Houve vários momentos em que o Brasil esteve muito próximo da ruptura institucional em 8 de janeiro de 2023, a hora mais escura daquele domingo, na minha avaliação, foi quando dois blindados do Exército foram posicionados na via que liga o Eixo Monumental ao Quartel General, em Brasília.
Era altas horas, e eu acompanhara, como correspondente da RBS na capital federal, a varredura da Polícia Militar que arrastara a turba golpista da Praça dos Três Poderes, onde haviam cometido os atentados contra os prédios da República, de volta a seu ninho, o acampamento em frente ao Forte Apache, como é chamado o QG.
Caía uma garoa final, e o ar de Brasília ainda estava impregnado pelo cheiro do gás lacrimogêneo. Enquanto caminhava em direção ao acampamento, entre um e outro boletim para a Rádio Gaúcha, eu tentava articular, em minha mente, a sucessão de fatos traumáticos que testemunhara desde a tarde: a marcha da insensatez em direção aos maiores símbolos da República, a inação inicial da polícia do Distrito Federal, os gritos histéricos de alguns, que, "por Deus e pela pátria", ordenavam a invasão, os vidros do Congresso estourados, a ocupação do prédio do Supremo e a violação do Planalto.
Como repórter, lembro que precisava, por vezes, baixar o tom de voz ou mesmo interromper o relato que fazia ao vivo, diante de ameaças por parte de extremistas, que, obviamente, não desejavam a presença de jornalistas a documentar o assalto à democracia.
Quando a situação foi controlada na praça e os manifestantes foram levados de volta ao acampamento, um grande número de policiais se concentrou em frente ao acesso ao setor militar. Tudo indicava que os policiais entrariam no setor militar para prender os responsáveis pelos atos extremistas.
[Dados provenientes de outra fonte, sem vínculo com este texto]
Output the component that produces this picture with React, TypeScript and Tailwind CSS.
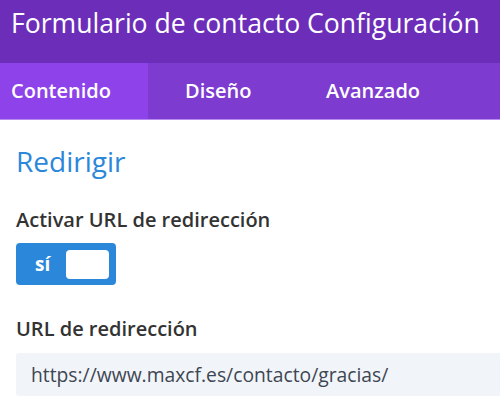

Foi quando os dois blindados se posicionaram para barrar o ingresso. Policiais e militares do Exército ficaram frente a frente. Um gesto mal calculado teria levado ao confronto. Foi, para mim, o mais próximo que chegamos da consolidação do golpe, duas forças institucionais da República fraturadas e em polos opostos.
Passados dois anos, o Comando do Exército mantém em segredo a identidade de quem deu a ordem para que os blindados se deslocassem até ali naquela noite que, sob vários aspectos, ainda não terminou.